Regarding Mingo Logan Coal Co. v. EPA, she said, “This is a stunning power for an agency to arrogate to itself when there is absolutely no mention of it in the statute.” The U.S. Army Corps of Engineers had issued permits for Mingo Logan’s 2,300-acre Spruce No. 1 mine in Logan County, W.Va., which would have been the largest mountaintop mine. Last year, the EPA revoked the permit, the first time the agency had revoked an existing permit in its 40-year history. This is a major victory for Arch Coal, which owns Mingo Logan, and sued the EPA.

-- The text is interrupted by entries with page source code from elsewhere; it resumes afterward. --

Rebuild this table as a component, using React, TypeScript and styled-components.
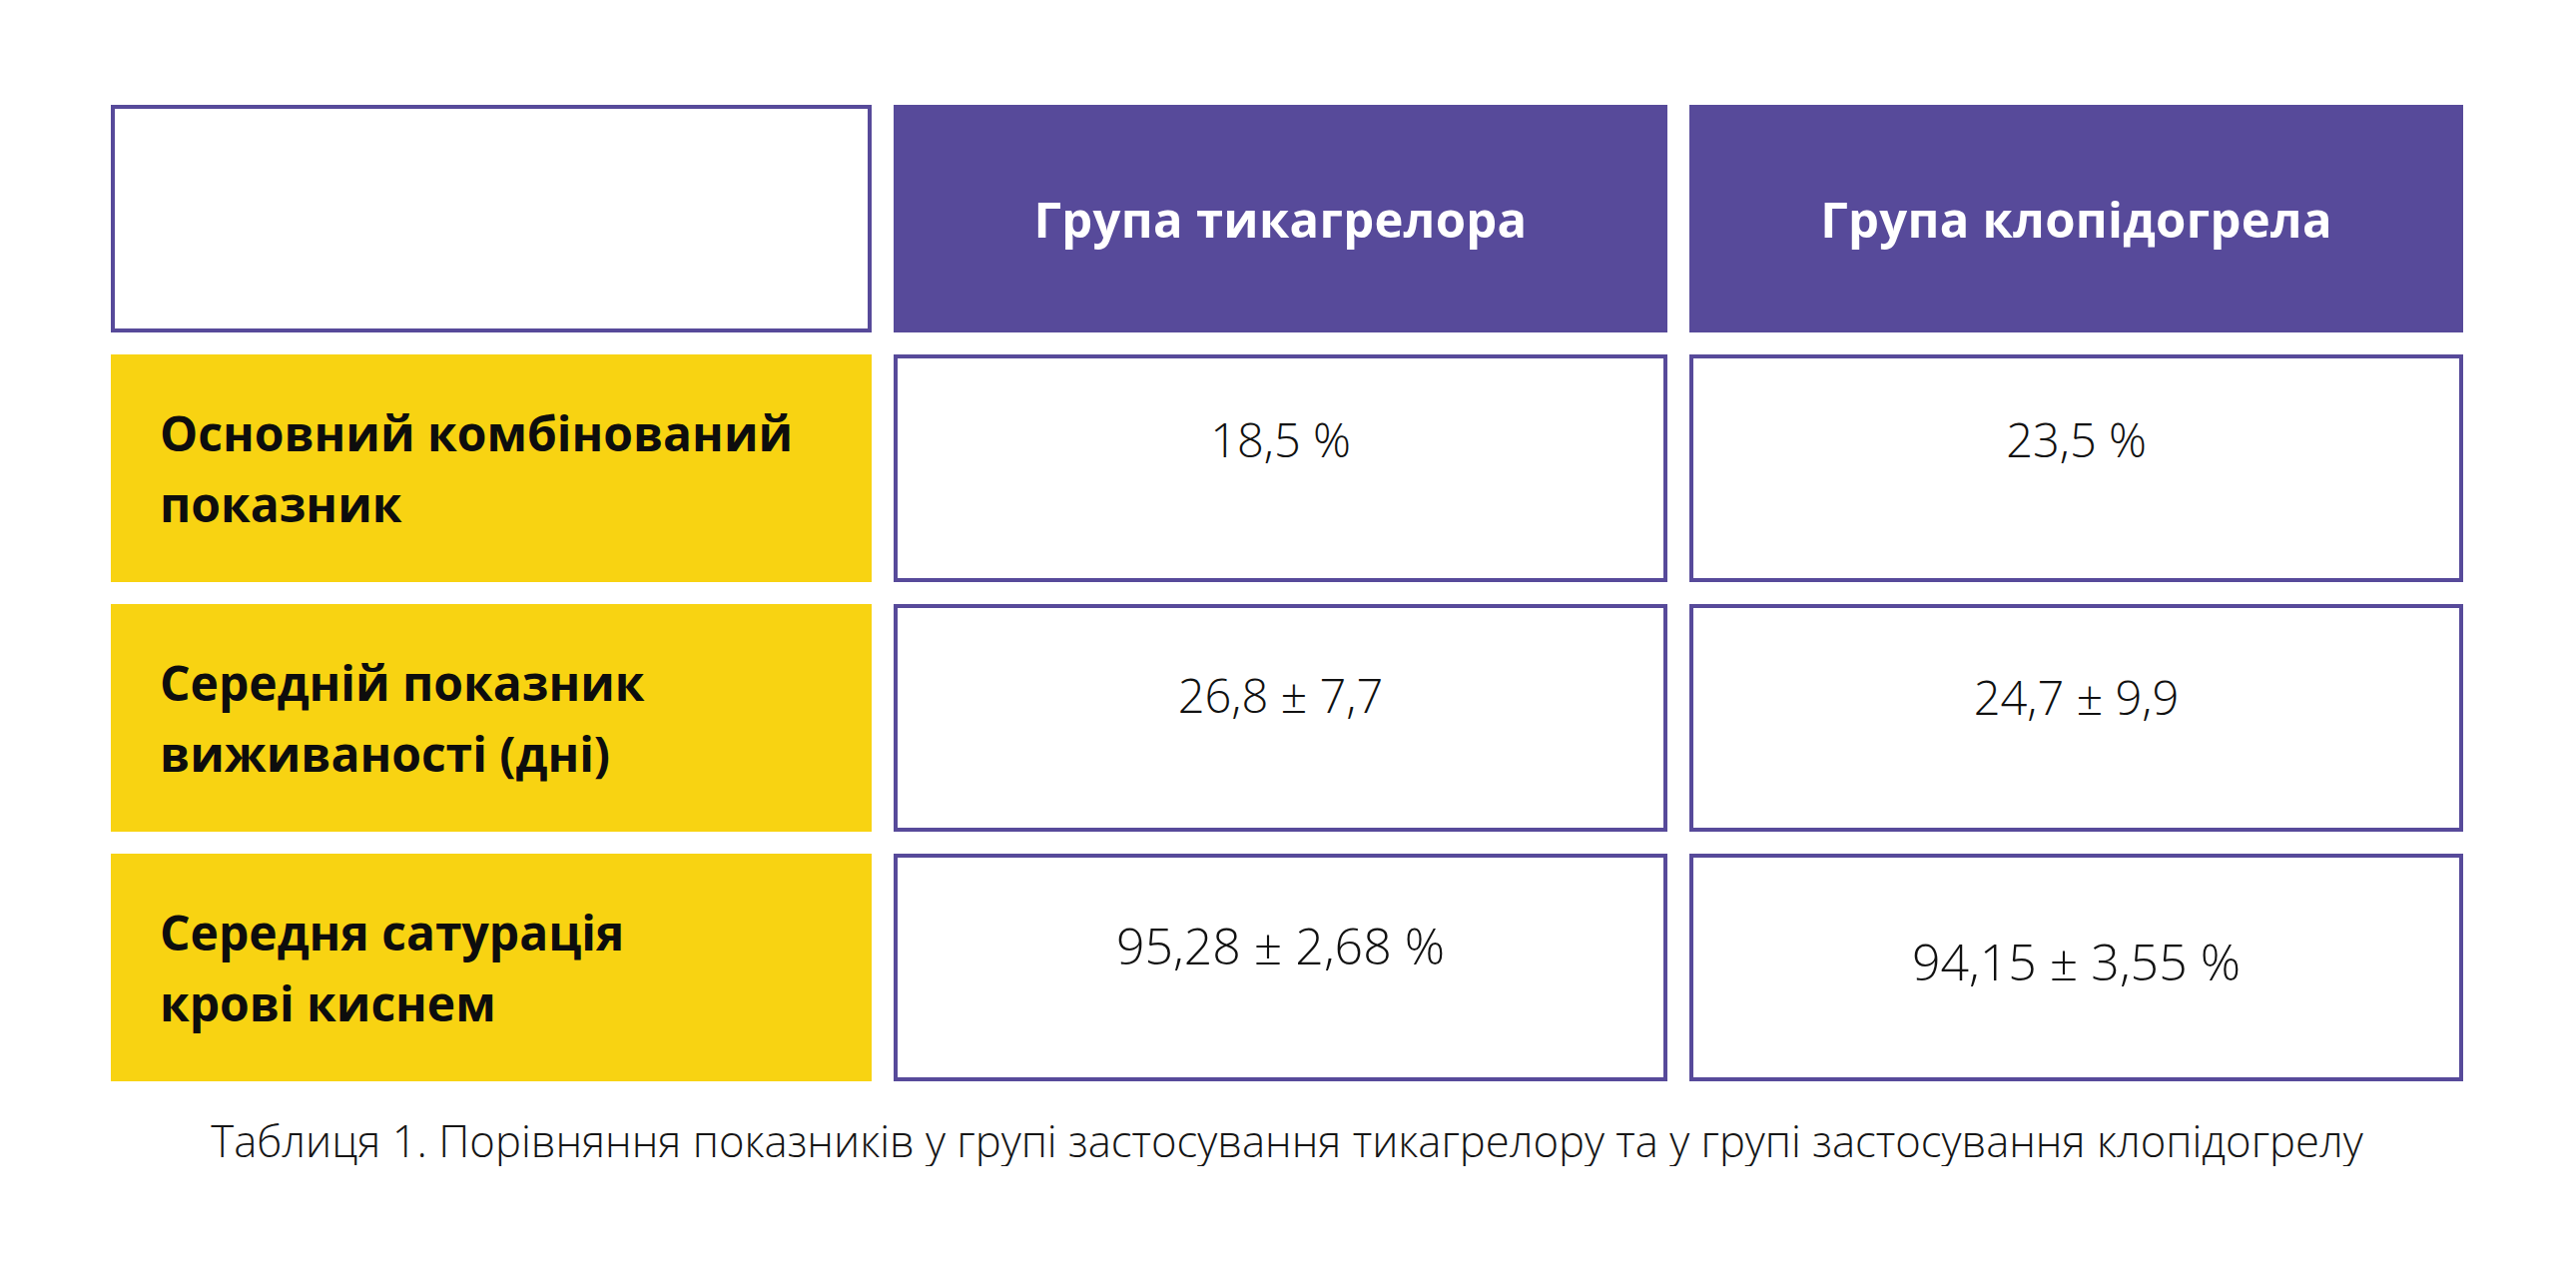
import { Fragment } from "react";
import styled, { createGlobalStyle } from "styled-components";

const GlobalStyle = createGlobalStyle`
  body {
    margin: 0;
    background: #ffffff;
    font-family: "Open Sans", "Noto Sans", sans-serif;
    color: #111111;
  }
`;

const PURPLE = "#574a9a";
const YELLOW = "#f8d312";

const Page = styled.div`
  padding: 105px 0 0 111px;
  width: 2356px;
`;

const Table = styled.div`
  display: grid;
  grid-template-columns: 762px 775px 775px;
  grid-auto-rows: 228px;
  gap: 22px;
`;

const EmptyCell = styled.div`
  box-sizing: border-box;
  border: 4px solid ${PURPLE};
  background: #ffffff;
`;

const HeaderCell = styled.div`
  display: flex;
  align-items: center;
  justify-content: center;
  background: ${PURPLE};
  color: #ffffff;
  font-weight: 700;
  font-size: 49px;
  letter-spacing: 0.3px;
`;

const LabelCell = styled.div`
  display: flex;
  align-items: center;
  padding: 0 40px 0 49px;
  background: ${YELLOW};
  color: #0d0d0d;
  font-weight: 700;
  font-size: 48px;
  line-height: 71px;
`;

const ValueCell = styled.div<{ $top: number; $size: number }>`
  box-sizing: border-box;
  display: flex;
  justify-content: center;
  align-items: flex-start;
  padding-top: ${(p) => p.$top}px;
  border: 4px solid ${PURPLE};
  background: #ffffff;
  color: #111111;
  font-weight: 300;
  font-size: ${(p) => p.$size}px;
  line-height: 1;
`;

const Caption = styled.p`
  margin: 33px 0 0;
  text-align: center;
  font-weight: 300;
  font-size: 43.6px;
  line-height: 1.2;
  color: #161616;
`;

type Row = {
  label: string[];
  values: { text: string; top: number; size: number }[];
};

const rows: Row[] = [
  {
    label: ["Основний комбінований", "показник"],
    values: [
      { text: "18,5 %", top: 58, size: 47 },
      { text: "23,5 %", top: 58, size: 47 },
    ],
  },
  {
    label: ["Середній показник", "виживаності (дні)"],
    values: [
      { text: "26,8 ± 7,7", top: 64, size: 47 },
      { text: "24,7 ± 9,9", top: 66, size: 47 },
    ],
  },
  {
    label: ["Середня сатурація", "крові киснем"],
    values: [
      { text: "95,28 ± 2,68 %", top: 63, size: 50 },
      { text: "94,15 ± 3,55 %", top: 79, size: 50 },
    ],
  },
];

export default function App() {
  return (
    <>
      <GlobalStyle />
      <Page>
        <Table>
          <EmptyCell />
          <HeaderCell>Група тикагрелора</HeaderCell>
          <HeaderCell>Група клопідогрела</HeaderCell>
          {rows.map((row) => (
            <Fragment key={row.label[0]}>
              <LabelCell>
                <span>
                  {row.label[0]}
                  <br />
                  {row.label[1]}
                </span>
              </LabelCell>
              {row.values.map((v) => (
                <ValueCell key={v.text} $top={v.top} $size={v.size}>
                  {v.text}
                </ValueCell>
              ))}
            </Fragment>
          ))}
        </Table>
        <Caption>
          Таблиця 1. Порівняння показників у групі застосування тикагрелору та
          у групі застосування клопідогрелу
        </Caption>
      </Page>
    </>
  );
}
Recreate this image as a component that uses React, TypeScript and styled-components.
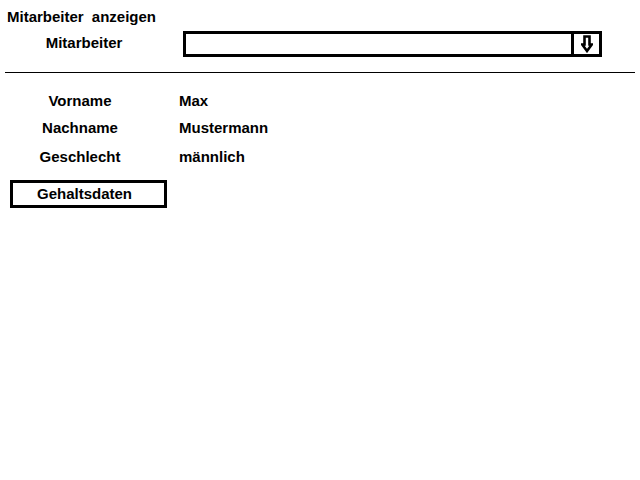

Following the agency’s logic is difficult if not comical as Judge Jackson explained. “First and foremost, the EPA’s interpretation fails because it is illogical and impractical. The EPA claims it is not revoking a permit—something it does not have the authority to do—because it is only withdrawing a specification,” Judge Jackson wrote. “Yet the EPA simultaneously insists that its withdrawal of the specification effectively nullifies the permit. To explain how this would be accomplished in the absence of any statutory provision or even any regulation that details the effect that the EPA’s belated action would have on an existing permit, the EPA resorts to magical thinking. It posits a scenario involving the automatic self-destruction of a written permit issued by an entirely separate federal agency after years of study and consideration. Poof! Not only is this non-revocation revocation logistically complicated, but the possibility that it could happen would leave permittees in the untenable position of being unable to rely upon the sole statutory touchstone for measuring their Clean Water Act compliance: the permit.”
“The U.S. District Court for the District of Columbia struck another blow for restoring the rule of law and regulatory certainty by rejecting the EPA’s view that it has unbounded authority to retroactively revoke permits issued by another federal agency. The current permitting process is already a protracted and complicated affair. If we are to encourage investments, grow our economy and create jobs, companies need the certitude their success in obtaining permits will not be later robbed by the whims of the EPA (See Legally Speaking, p. 80),” said National Mining Association President and CEO Hal Quinn.
The ruling comes on the heels of the recent decision by the U.S. Supreme Court in Sackett v. EPA, which found the EPA’s compliance orders under the Clean Water Act are immediately subject to judicial review. “That’s an important reminder of the due process rights afforded by our Constitution,” Quinn said.